On March 15th Chancellor Jeremy Hunt will deliver his first full Budget since his hasty appointment last October.
His previous emergency outing was last November's Autumn Statement where he announced many stealth tax rises and reversals to his predecessor's more radical plans.
In November Hunt's speech entailed the following: tax thresholds frozen, extra taxes, lower top rate, cut dividend allowance & exempt amount, windfall energy tax, bill support for vulnerable, pensions rise, inheritance tax stays same, EVs pay VED, benefits increase, higher living wage, employers' NICs discount up to £5,000 until 2026.
In 9 days time, Hunt will confirm if any of those announcements from November are to be reversed, u-turned or altered in any way. He will also announce spending plans and the findings of various forecasts for the UK economy.
Predictions
The forecast for the UK economy in 2023-24 looks brighter than it did last year, despite the soaring cost of living and energy bills. The government is still committed to doing its best to support households and although Mr Hunt is unlikely to make any massive tax cuts, he may have a few tricks up his sleeves to help struggling families.

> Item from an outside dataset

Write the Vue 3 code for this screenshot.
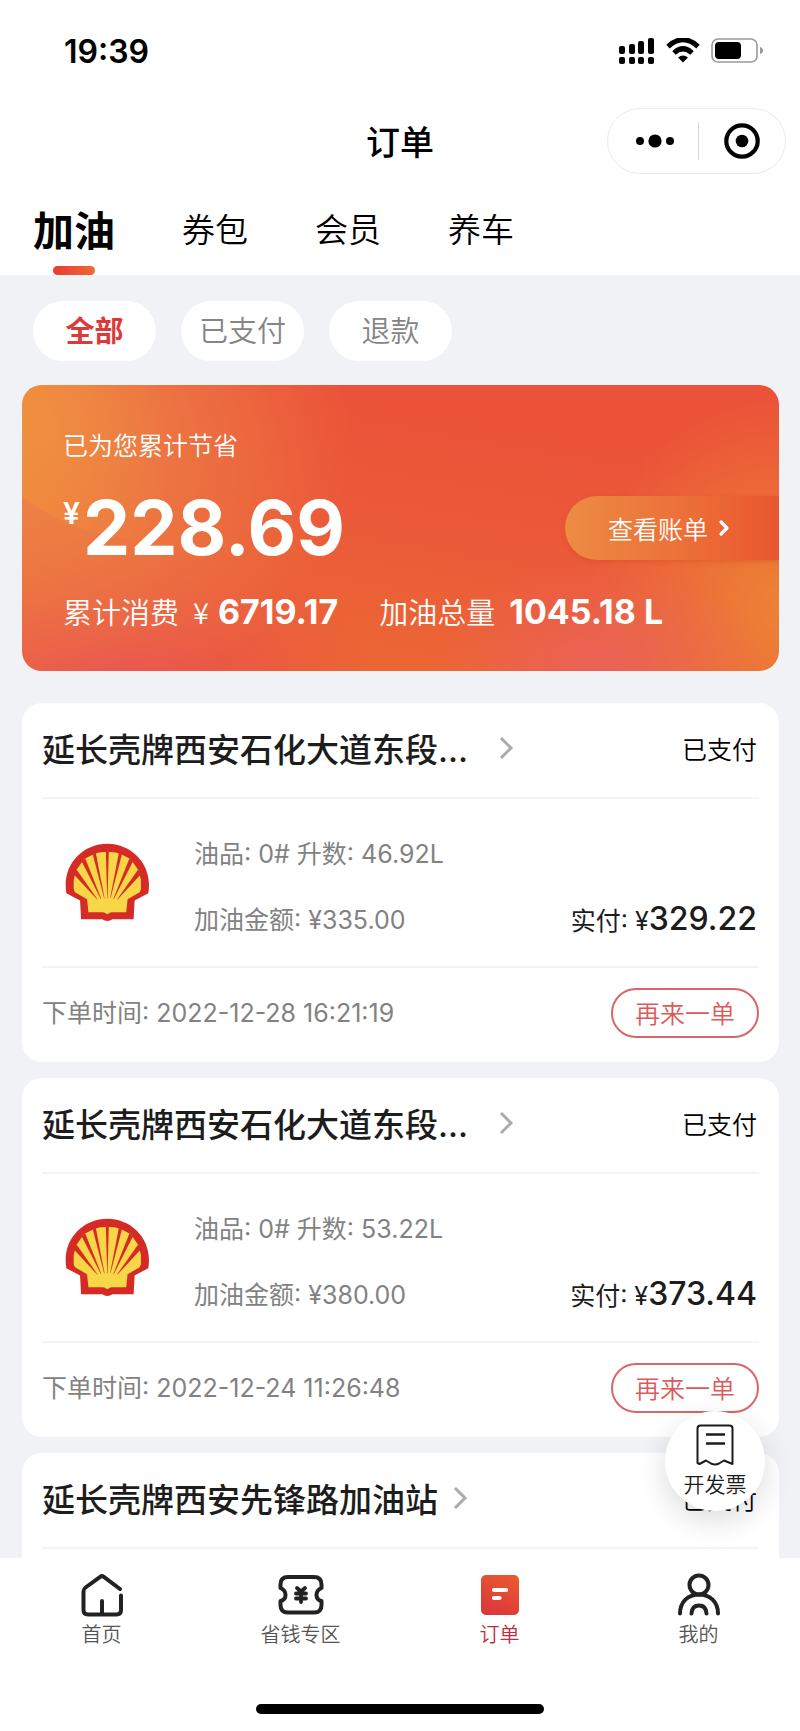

The good news is that it looks like the government is going to maintain their Energy Price Guarantee for the next three months from April, which means energy bills should remain at the current level of £2,500 for a typical household. As wholesale energy prices have gone down in the time since the first announcement of the scheme it means the cost to the public purse should be lower now.
It looks like there might be an increase in childcare support for young children in England. Parents of children aged nine months to three years could potentially get up to 30 hours of free care a week during term time. If the changes are announced it means the support will no longer be ring-fenced to just 3 and 4 year olds.
Fuel duty could rise a quarter above current rates, but there is stiff opposition to this within the government. The fuel duty cut of 5 pence was brought in by Rishi Sunak as a response to high pump prices, but this discount comes to at the end of March. We hope that a fuel duty freeze will be announced.
People over the age of 66 might have to delay retirement plans as the state pension age could go up soon. Reports suggest that the increase to 68 would happen earlier than the mid-2030s. This would mean that people born in the 1970s would have to wait longer to draw their state pensions. This is part of Mr Hunt's attempt to get more people over 50 back into the workforce.
The tax-exempt amount you can save in your pension pot could increase. The current limit is £1.073m, and won't be going up for the next few years. This could mean some pensioners having to pay taxes, and possibly even retire early, which is something the government doesn't want. The Health Secretary recently said they will be looking into ways to make it more worth people's while to continue working.